In this day and age, when it is so easy to launch and run your own art gallery business online, there is no reason that any other company should have a way to siphon business away that is 100% rightfully yours and that they did not do any work for.
By default, you are safe to upload your images and create a profile on any website that requires a visitor to login BEFORE they can see any content.
For example, if you try to visit Facebook, they will not allow you to see any content until you create an account and login. This “authentication” requirement prevents the search engines from indexing their content.
Nonetheless, Facebook, Instagram, and LinkedIn do expose certain pages to the search engines, like a profile page.
It’s why you can find your Facebook profile in a search, but you won’t see any image or text posts in the search results.
There is only one way to do this: You must always and only upload to your own online art gallery FIRST. Then, wait a few weeks and make sure you see these images in the Google image search results and that they lead to your website.
If you plan to upload this image to any third-party website, think long and hard about it before you do. Make sure the pros outweigh the cons.
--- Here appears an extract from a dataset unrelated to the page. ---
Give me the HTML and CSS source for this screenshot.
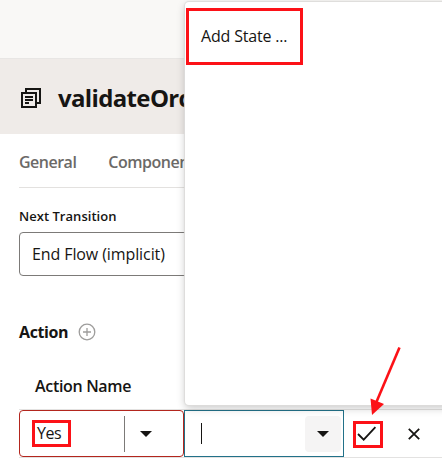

To be safe, wait at least 30 days after your image appears in the search results before you upload it to another website just to make sure Google really knows that your website was the originating source.
Even after all of this, audit your image search results regularly. If you find that Google prioritized one of your images on any of these third-party websites over your own (this has happened and so you must keep a watchful eye on it), then immediately remove the image from that website and start the process over.
Wait longer before you upload it next time.
Traffic is precious and so is your name.
Selling art is already hard enough. Building and spreading your brand name is even harder.
You’ve probably been doing it for years or you will be doing it for years to come. Your name is yours to profit from.
This is why it is so important to have your own art gallery business online FIRST so your images have a permanent home base, all under your name, where you are in the first position to profit from them.